In 1993 she was elected a member of the Academia Europaea.

In 2003 the University of Cambridge made her a Doctor of Law honoris causa.

In 2021, the IUCr awarded Dr. Kennard the 12th Ewald Prize for her "invaluable pioneering contribution to the development of crystallographic databases".

In September 2022, the Royal Swedish Academy of Sciences announced it would award Dr. Kennard the Gregori Aminoff Prize for 2023.

== Personal life and death ==
In 1948, Kennard (then Weisz) married David Kennard, taking his surname. The couple had two daughters before they divorced in 1961. After the divorce, Olga Kennard brought up the girls by herself.
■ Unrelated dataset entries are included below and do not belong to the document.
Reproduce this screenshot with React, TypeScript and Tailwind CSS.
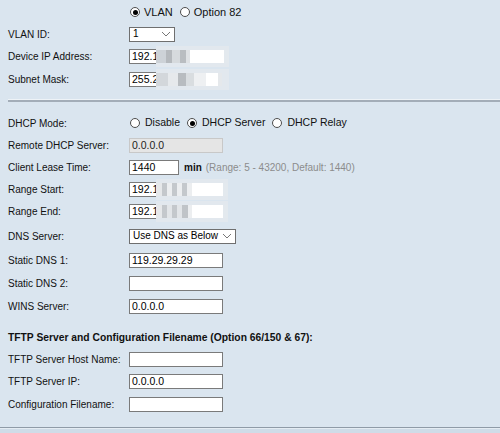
import React from 'react'

type Cell = [number, string]

// pixelated mosaic that hides part of an address
function Mosaic({ left, cells }: { left: number; cells: Cell[] }) {
  return (
    <div className="absolute top-[-3px] flex h-[21px] flex-col" style={{ left }}>
      <div className="flex h-[4px]">
        {cells.map(([w], i) => (
          <div key={i} className="h-full bg-[#e2e8ee]" style={{ width: w }} />
        ))}
      </div>
      <div className="flex h-[13px]">
        {cells.map(([w, c], i) => (
          <div key={i} className="h-full" style={{ width: w, background: c }} />
        ))}
      </div>
      <div className="flex h-[4px]">
        {cells.map(([w], i) => (
          <div key={i} className="h-full bg-[#e2e8ee]" style={{ width: w }} />
        ))}
      </div>
    </div>
  )
}

function TextBox({ value = '', width = 94, gray = false }: { value?: string; width?: number; gray?: boolean }) {
  return (
    <div
      className={`flex h-[15px] items-center whitespace-nowrap px-[2px] text-[10.5px] leading-none ${
        gray ? 'border border-[#c8c8c8] bg-[#e5e5e5] text-[#222]' : 'border border-[#7a7a7a] bg-white text-black'
      }`}
      style={{ width }}
    >
      {value}
    </div>
  )
}

function Select({ value, width }: { value: string; width: number }) {
  return (
    <div
      className="flex h-[15px] items-center justify-between whitespace-nowrap border border-[#6f6f6f] bg-white pl-[3px] pr-[3px] text-[10px] leading-none text-black"
      style={{ width }}
    >
      <span>{value}</span>
      <svg width="10" height="6" viewBox="0 0 10 6" fill="none" className="shrink-0">
        <polyline points="1,1 5,5 9,1" stroke="#777" strokeWidth="1" />
      </svg>
    </div>
  )
}

function Radio({ checked = false }: { checked?: boolean }) {
  return (
    <span className="inline-flex h-[10px] w-[10px] shrink-0 items-center justify-center rounded-full border border-[#4d4d4d] bg-white">
      {checked && <span className="h-[5px] w-[5px] rounded-full bg-black" />}
    </span>
  )
}

function Row({ label, h, children }: { label?: string; h: number; children?: React.ReactNode }) {
  return (
    <div className="grid grid-cols-[121px_1fr] items-center" style={{ height: h }}>
      <div className="whitespace-nowrap">{label}</div>
      <div className="flex items-center">{children}</div>
    </div>
  )
}

export default function App() {
  return (
    <div
      className="h-[433px] w-[500px] overflow-hidden bg-[#dae5ef] text-[10px] text-[#111]"
      style={{ fontFamily: '"Liberation Sans", Arial, sans-serif' }}
    >
      <div className="pl-2 pt-[1px]">
        <Row h={22}>
          <div className="flex items-center gap-[4px] pl-[1px] text-[11px]">
            <Radio checked />
            <span className="mr-[3px]">VLAN</span>
            <Radio />
            <span>Option 82</span>
          </div>
        </Row>
        <Row label="VLAN ID:" h={22}>
          <Select value="1" width={46} />
        </Row>
        <Row label="Device IP Address:" h={23}>
          <div className="relative">
            <TextBox value="192.1" />
            <Mosaic
              left={27}
              cells={[
                [10, '#cdd2d7'],
                [6, '#b5b9bd'],
                [8, '#d6dadd'],
                [6, '#b9bdc1'],
                [4, '#dfe2e5'],
                [34, '#ffffff'],
                [5, '#e3e9ee'],
              ]}
            />
          </div>
        </Row>
        <Row label="Subnet Mask:" h={22}>
          <div className="relative">
            <TextBox value="255.2" />
            <Mosaic
              left={27}
              cells={[
                [12, '#d3d7db'],
                [10, '#e6e9ec'],
                [8, '#b8bcc0'],
                [8, '#d9dde0'],
                [12, '#eef0f2'],
                [12, '#ffffff'],
                [4, '#e5e8eb'],
                [7, '#e2e8ee'],
              ]}
            />
          </div>
        </Row>
      </div>

      <div className="ml-2 mt-[9px] border-t border-[#eef3f7]" />
      <div className="ml-2 border-t-2 border-[#a3adb8]" />

      <div className="pl-2 pt-[10px]">
        <Row label="DHCP Mode:" h={22}>
          <div className="flex items-center gap-[5px] pl-[1px] text-[10.5px]">
            <Radio />
            <span className="mr-[2px]">Disable</span>
            <Radio checked />
            <span className="mr-[2px]">DHCP Server</span>
            <Radio />
            <span>DHCP Relay</span>
          </div>
        </Row>
        <Row label="Remote DHCP Server:" h={22}>
          <TextBox value="0.0.0.0" gray />
        </Row>
        <Row label="Client Lease Time:" h={22}>
          <TextBox value="1440" width={50} />
          <span className="ml-[5px] font-bold">min</span>
          <span className="ml-[4px] text-[#8c8c8c]">(Range: 5 - 43200, Default: 1440)</span>
        </Row>
        <Row label="Range Start:" h={22}>
          <div className="relative">
            <TextBox value="192.1" />
            <Mosaic
              left={27}
              cells={[
                [6, '#e6e8ea'],
                [5, '#c4c8cc'],
                [5, '#eceef0'],
                [5, '#c4c8cc'],
                [5, '#eceef0'],
                [5, '#c4c8cc'],
                [5, '#eceef0'],
                [31, '#ffffff'],
                [5, '#e3e9ee'],
              ]}
            />
          </div>
        </Row>
        <Row label="Range End:" h={23}>
          <div className="relative">
            <TextBox value="192.1" />
            <Mosaic
              left={27}
              cells={[
                [6, '#e6e8ea'],
                [5, '#c4c8cc'],
                [5, '#e2e5e8'],
                [5, '#c4c8cc'],
                [5, '#e2e5e8'],
                [6, '#c0c4c8'],
                [4, '#eceef0'],
                [31, '#ffffff'],
                [5, '#e3e9ee'],
              ]}
            />
          </div>
        </Row>
        <Row label="DNS Server:" h={26}>
          <Select value="Use DNS as Below" width={107} />
        </Row>
        <Row label="Static DNS 1:" h={23}>
          <TextBox value="119.29.29.29" />
        </Row>
        <Row label="Static DNS 2:" h={23}>
          <TextBox />
        </Row>
        <Row label="WINS Server:" h={23}>
          <TextBox value="0.0.0.0" />
        </Row>
      </div>

      <div className="pl-2 pt-[10px]">
        <div className="flex h-[20px] items-center whitespace-nowrap text-[10.3px] font-bold">
          TFTP Server and Configuration Filename (Option 66/150 &amp; 67):
        </div>
        <Row label="TFTP Server Host Name:" h={22}>
          <TextBox />
        </Row>
        <Row label="TFTP Server IP:" h={23}>
          <TextBox value="0.0.0.0" />
        </Row>
        <Row label="Configuration Filename:" h={22}>
          <TextBox />
        </Row>
      </div>

      <div className="mt-[12px] border-t border-[#8f9ba7]" />
      <div className="h-[10px] border-t border-[#e4ecf3] bg-[#cfdce8]" />
    </div>
  )
}
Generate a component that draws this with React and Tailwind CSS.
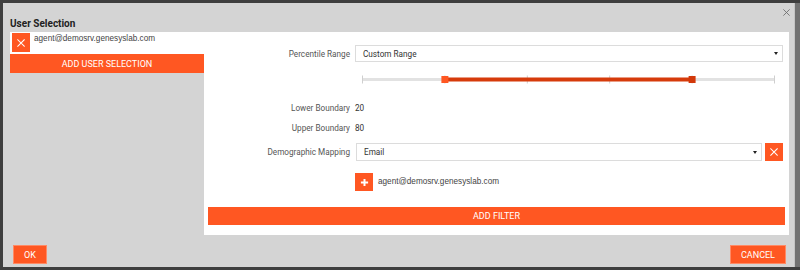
import React from "react";

const XIcon = ({ size = 8, stroke = "#fff", sw = 1.3 }) => (
  <svg width={size} height={size} viewBox="0 0 10 10">
    <path d="M1 1L9 9M9 1L1 9" stroke={stroke} strokeWidth={sw} strokeLinecap="square" />
  </svg>
);

const PlusIcon = () => (
  <svg width="9" height="9" viewBox="0 0 10 10">
    <path d="M5 1V9M1 5H9" stroke="#fff" strokeWidth="2.2" />
  </svg>
);

const Caret = () => (
  <svg width="4" height="3" viewBox="0 0 4 3">
    <path d="M0 0H4L2 3Z" fill="#222" />
  </svg>
);

const Slider = () => {
  const w = 413;
  const step = (w - 1) / 5;
  const ticks = [0, 1, 2, 3, 4, 5].map((i) => 0.5 + i * step);
  const lo = ticks[1];
  const hi = ticks[4];
  return (
    <svg width={w} height="9" viewBox={`0 0 ${w} 9`}>
      <line x1="0" y1="4.5" x2={w} y2="4.5" stroke="#e2e2e2" strokeWidth="3" />
      {ticks.map((t, i) => (
        <line key={i} x1={t} y1="0.5" x2={t} y2="8.5" stroke="#cfcfcf" strokeWidth="1" />
      ))}
      <line x1={lo} y1="4.5" x2={hi} y2="4.5" stroke="#d63b0b" strokeWidth="3.8" />
      <rect x={lo - 3.5} y="1" width="7" height="7" fill="#ff5722" />
      <rect x={hi - 3.5} y="1" width="7" height="7" fill="#d2380a" />
    </svg>
  );
};

export default function App() {
  const roboto = { fontFamily: "Roboto, 'Liberation Sans', sans-serif" };
  return (
    <div className="w-[800px] h-[270px] bg-[#3e3e3e] pt-[3px] pl-[3px] overflow-hidden flex" style={roboto}>
      <div className="relative w-[792px] h-[264px] bg-[#d4d4d4] border-r border-[#c4c4c4] flex flex-col shrink-0">
        <div className="absolute top-[4px] right-[3px] w-[10px] h-[10px] flex items-center justify-center">
          <XIcon size={7} stroke="#6a6a6a" sw={1.2} />
        </div>

        <div className="h-[29px] pt-[15px] pl-[7px] text-[10px] leading-[12px] font-bold text-[#222]">
          User Selection
        </div>

        <div className="flex ml-[7px] mr-[5px]">
          <div className="w-[194px] flex flex-col">
            <div className="h-[22px] bg-white flex items-start">
              <div className="mt-[1px] ml-[2px] w-[18px] h-[19px] bg-[#ff5722] flex items-center justify-center">
                <XIcon size={8} />
              </div>
              <div
                className="ml-[4px] mt-[2px] text-[8.2px] leading-[10px] text-[#444]"
                style={{ fontFamily: "'Liberation Sans', Arial, sans-serif" }}
              >
                agent@demosrv.genesyslab.com
              </div>
            </div>
            <div className="h-[19px] bg-[#ff5722] flex items-center justify-center text-white text-[9px] leading-[10px]">
              ADD USER SELECTION
            </div>
          </div>

          <div className="w-[585px] h-[203px] bg-white flex flex-col">
            <div className="mt-[13px] h-[17px] flex items-center">
              <div className="w-[146px] text-right text-[8.2px] leading-[10px] text-[#555]">Percentile Range</div>
              <div className="ml-[5px] w-[428px] h-[17px] border border-[#dcdcdc] flex items-center justify-between pl-[7px] pr-[4px]">
                <span className="text-[8.2px] leading-[10px] text-[#333]">Custom Range</span>
                <Caret />
              </div>
            </div>

            <div className="mt-[13px] ml-[158px] h-[9px] flex">
              <Slider />
            </div>

            <div className="mt-[18px] h-[12px] flex items-center text-[8.2px] leading-[10px]">
              <div className="w-[146px] text-right text-[#555]">Lower Boundary</div>
              <div className="ml-[5px] text-[#333]">20</div>
            </div>

            <div className="mt-[8px] h-[12px] flex items-center text-[8.2px] leading-[10px]">
              <div className="w-[146px] text-right text-[#555]">Upper Boundary</div>
              <div className="ml-[5px] text-[#333]">80</div>
            </div>

            <div className="mt-[9px] h-[18px] flex items-center">
              <div className="w-[146px] text-right text-[8.2px] leading-[10px] text-[#555]">Demographic Mapping</div>
              <div className="ml-[6px] w-[406px] h-[18px] border border-[#dcdcdc] flex items-center justify-between pl-[7px] pr-[4px]">
                <span className="text-[8.2px] leading-[10px] text-[#333]">Email</span>
                <Caret />
              </div>
              <div className="ml-[3px] w-[18px] h-[18px] bg-[#ff5722] flex items-center justify-center">
                <XIcon size={8} />
              </div>
            </div>

            <div className="mt-[12px] ml-[151px] h-[18px] flex items-center">
              <div className="w-[18px] h-[18px] bg-[#ff5722] flex items-center justify-center">
                <PlusIcon />
              </div>
              <div
                className="ml-[5px] text-[8.2px] leading-[10px] text-[#444]"
                style={{ fontFamily: "'Liberation Sans', Arial, sans-serif" }}
              >
                agent@demosrv.genesyslab.com
              </div>
            </div>

            <div className="mt-[16px] ml-[4px] w-[577px] h-[18px] bg-[#ff5722] flex items-center justify-center text-white text-[9px] leading-[10px]">
              ADD FILTER
            </div>
          </div>
        </div>

        <div className="mt-[10px] flex justify-between pl-[10px] pr-[8px]">
          <div className="w-[34px] h-[19px] bg-[#ff5722] border border-[#ff8a65] flex items-center justify-center text-white text-[9px] leading-[10px]">
            OK
          </div>
          <div className="w-[56px] h-[19px] bg-[#ff5722] border border-[#ff8a65] flex items-center justify-center text-white text-[9px] leading-[10px]">
            CANCEL
          </div>
        </div>
      </div>
      <div className="w-[5px] h-[264px] bg-[#727272] shrink-0"></div>
    </div>
  );
}
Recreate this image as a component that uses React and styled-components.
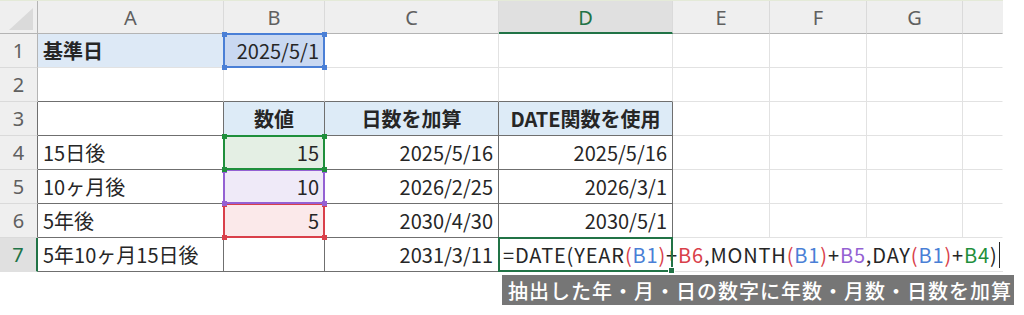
import React from "react";
import styled, { createGlobalStyle } from "styled-components";

const Global = createGlobalStyle`
  html, body { margin: 0; padding: 0; background: #ffffff; }
  body { font-family: "Noto Sans CJK JP", "Noto Sans", sans-serif; }
`;

const GRID = "#e2e2e2";
const DARK = "#6f6f6f";
const HEAD_LINE = "#b4b4b4";
const GREEN = "#217346";

const Page = styled.div`
  width: 1024px;
  height: 315px;
  background: #fff;
  overflow: hidden;
`;

const Sheet = styled.div`
  display: grid;
  grid-template-columns: 38px 186px 101px 174px 174px 97px 97px 96px 40px;
  grid-template-rows: 33px repeat(7, 34px);
  width: 1003px;
  border-top: 1px solid #e4ead8;
`;

const Corner = styled.div`
  box-sizing: border-box;
  background: #efefef;
  border-right: 1px solid ${HEAD_LINE};
  border-bottom: 1px solid ${HEAD_LINE};
  display: flex;
  align-items: flex-end;
  justify-content: flex-end;
  padding: 0 4px 3px 0;
`;

const CornerTri = styled.div`
  width: 0;
  height: 0;
  border-left: 24px solid transparent;
  border-bottom: 22px solid #dadada;
`;

const ColHead = styled.div`
  box-sizing: border-box;
  background: ${(p) => (p.$active ? "#e0e0e0" : "#efefef")};
  border-right: 1px solid ${(p) => (p.$last ? "#efefef" : "#dadada")};
  border-bottom: ${(p) => (p.$active ? `2px solid ${GREEN}` : `1px solid ${HEAD_LINE}`)};
  color: ${(p) => (p.$active ? GREEN : "#606060")};
  font-family: "Noto Sans", "Liberation Sans", sans-serif;
  font-size: 20px;
  display: flex;
  align-items: center;
  justify-content: center;
  padding-top: ${(p) => (p.$active ? "1px" : "0")};
`;

const RowHead = styled.div`
  box-sizing: border-box;
  background: ${(p) => (p.$active ? "#e0e0e0" : "#efefef")};
  border-right: ${(p) =>
    p.$active ? `2px solid ${GREEN}` : `1px solid ${p.$dark ? DARK : HEAD_LINE}`};
  border-bottom: 1px solid ${(p) => (p.$active ? "#e0e0e0" : "#dadada")};
  color: ${(p) => (p.$active ? GREEN : "#606060")};
  font-family: "Noto Sans", "Liberation Sans", sans-serif;
  font-size: 20px;
  display: flex;
  align-items: center;
  justify-content: center;
`;

const Cell = styled.div`
  position: relative;
  box-sizing: border-box;
  background: ${(p) => p.$bg || "#fff"};
  border-right: 1px solid ${(p) => p.$rb || GRID};
  border-bottom: 1px solid ${(p) => p.$bb || GRID};
  color: #262626;
  font-size: 20px;
  font-weight: ${(p) => (p.$bold ? 700 : 400)};
  white-space: nowrap;
  display: flex;
  align-items: center;
  justify-content: ${(p) =>
    p.$align === "right" ? "flex-end" : p.$align === "center" ? "center" : "flex-start"};
  padding: 0 5px;
`;

const RefBox = styled.div`
  position: absolute;
  left: -1px;
  top: -1px;
  right: -1px;
  bottom: -1px;
  border: 2px solid ${(p) => p.$c};
  pointer-events: none;
  z-index: ${(p) => p.$z || 2};
`;

const Handle = styled.span`
  position: absolute;
  width: 5px;
  height: 5px;
  background: ${(p) => p.$c};
  ${(p) => (p.$v === "t" ? "top: -3.5px;" : "bottom: -3.5px;")}
  ${(p) => (p.$h === "l" ? "left: -3.5px;" : "right: -3.5px;")}
`;

const EditCell = styled.div`
  position: relative;
  grid-column: 5 / 10;
  box-sizing: border-box;
  background: #fff;
  border-bottom: 1px solid ${GRID};
  display: flex;
  align-items: center;
  padding-left: 4px;
  font-size: 20px;
  letter-spacing: 0.85px;
  color: #262626;
  white-space: nowrap;
  z-index: 5;
`;

const EditBox = styled.div`
  position: absolute;
  left: -1px;
  top: -1px;
  width: 175px;
  height: 35px;
  box-sizing: border-box;
  border: 2px solid ${GREEN};
  pointer-events: none;
`;

const EditHandle = styled.span`
  position: absolute;
  right: -4px;
  bottom: -4px;
  width: 5px;
  height: 5px;
  background: ${GREEN};
  border: 1px solid #fff;
`;

const Tok = styled.span`
  color: ${(p) => p.$c || "#262626"};
`;

const Caret = styled.span`
  display: inline-block;
  width: 1px;
  height: 26px;
  background: #262626;
  margin-left: 1px;
`;

const Label = styled.div`
  margin: 3px 0 0 502px;
  width: 512px;
  height: 30px;
  box-sizing: border-box;
  background: #767676;
  color: #ffffff;
  font-size: 20px;
  font-weight: 500;
  letter-spacing: 1px;
  display: flex;
  align-items: center;
  padding-left: 6px;
  white-space: nowrap;
`;

const BLUE = "#4a7fd6";
const RED = "#d9404a";
const PURPLE = "#9461d3";
const REFGREEN = "#1f8f3c";

const COLS = ["A", "B", "C", "D", "E", "F", "G", ""];

const rows = [
  {
    n: 1,
    cells: [
      { t: "基準日", bold: true, bg: "#dde9f6" },
      { t: "2025/5/1", align: "right", bg: "#c9d8f1", ref: BLUE },
    ],
  },
  { n: 2, cells: [], below: true },
  {
    n: 3,
    table: true,
    cells: [
      { t: "" },
      { t: "数値", bold: true, align: "center", bg: "#ddebf7" },
      { t: "日数を加算", bold: true, align: "center", bg: "#ddebf7" },
      { t: "DATE関数を使用", bold: true, align: "center", bg: "#ddebf7" },
    ],
  },
  {
    n: 4,
    table: true,
    cells: [
      { t: "15日後" },
      { t: "15", align: "right", bg: "#e4efe4", ref: REFGREEN, z: 4 },
      { t: "2025/5/16", align: "right" },
      { t: "2025/5/16", align: "right" },
    ],
  },
  {
    n: 5,
    table: true,
    cells: [
      { t: "10ヶ月後" },
      { t: "10", align: "right", bg: "#efeaf8", ref: PURPLE, z: 3 },
      { t: "2026/2/25", align: "right" },
      { t: "2026/3/1", align: "right" },
    ],
  },
  {
    n: 6,
    table: true,
    cells: [
      { t: "5年後" },
      { t: "5", align: "right", bg: "#fbe9ea", ref: RED, z: 2 },
      { t: "2030/4/30", align: "right" },
      { t: "2030/5/1", align: "right" },
    ],
  },
  {
    n: 7,
    table: true,
    active: true,
    edit: true,
    cells: [{ t: "5年10ヶ月15日後" }, { t: "" }, { t: "2031/3/11", align: "right" }],
  },
];

const formula = [
  ["=DATE(YEAR"],
  ["(", RED],
  ["B1", BLUE],
  [")", RED],
  ["+"],
  ["B6", RED],
  [",MONTH"],
  ["(", RED],
  ["B1", BLUE],
  [")", RED],
  ["+"],
  ["B5", PURPLE],
  [",DAY"],
  ["(", RED],
  ["B1", BLUE],
  [")", RED],
  ["+"],
  ["B4", REFGREEN],
  [")"],
];

function Ref({ c, z }) {
  return (
    <RefBox $c={c} $z={z}>
      <Handle $c={c} $v="t" $h="l" />
      <Handle $c={c} $v="t" $h="r" />
      <Handle $c={c} $v="b" $h="l" />
      <Handle $c={c} $v="b" $h="r" />
    </RefBox>
  );
}

function Row({ row }) {
  const count = row.edit ? 3 : 8;
  const cells = [];
  for (let i = 0; i < count; i++) {
    const c = row.cells[i] || { t: "" };
    const inTable = row.table && i < 4;
    const rb = inTable ? DARK : undefined;
    const bb = inTable || (row.below && i < 4) ? DARK : undefined;
    cells.push(
      <Cell
        key={i}
        $bg={c.bg}
        $bold={c.bold}
        $align={c.align}
        $rb={i === 7 ? "#fff" : rb}
        $bb={bb}
      >
        {c.t}
        {c.ref && <Ref c={c.ref} z={c.z} />}
      </Cell>
    );
  }
  return (
    <>
      <RowHead $active={row.active} $dark={row.table}>
        {row.n}
      </RowHead>
      {cells}
      {row.edit && (
        <EditCell>
          {formula.map(([t, c], i) => (
            <Tok key={i} $c={c}>
              {t}
            </Tok>
          ))}
          <Caret />
          <EditBox>
            <EditHandle />
          </EditBox>
        </EditCell>
      )}
    </>
  );
}

export default function App() {
  return (
    <Page>
      <Global />
      <Sheet>
        <Corner>
          <CornerTri />
        </Corner>
        {COLS.map((c, i) => (
          <ColHead key={i} $active={c === "D"} $last={i === 7}>
            {c}
          </ColHead>
        ))}
        {rows.map((r) => (
          <Row key={r.n} row={r} />
        ))}
      </Sheet>
      <Label>抽出した年・月・日の数字に年数・月数・日数を加算</Label>
    </Page>
  );
}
In 1994, Kennard married Sir Arnold Burgen; they remained married until his death in May 2022.

After retirement, Kennard was appointed a trustee of the British Museum in 2004, a position held until 2012. She was an 'architecture aficionado' and lived in a Grade II listed house designed by Danish architect Erik Sorensen.

The National Portrait Gallery holds her portrait.

Kennard died on 1 March 2023, at the age of 98.

Kennard had two younger siblings, Judith and George Weisz. George Weisz was the father of the famous English actress Rachel Weisz.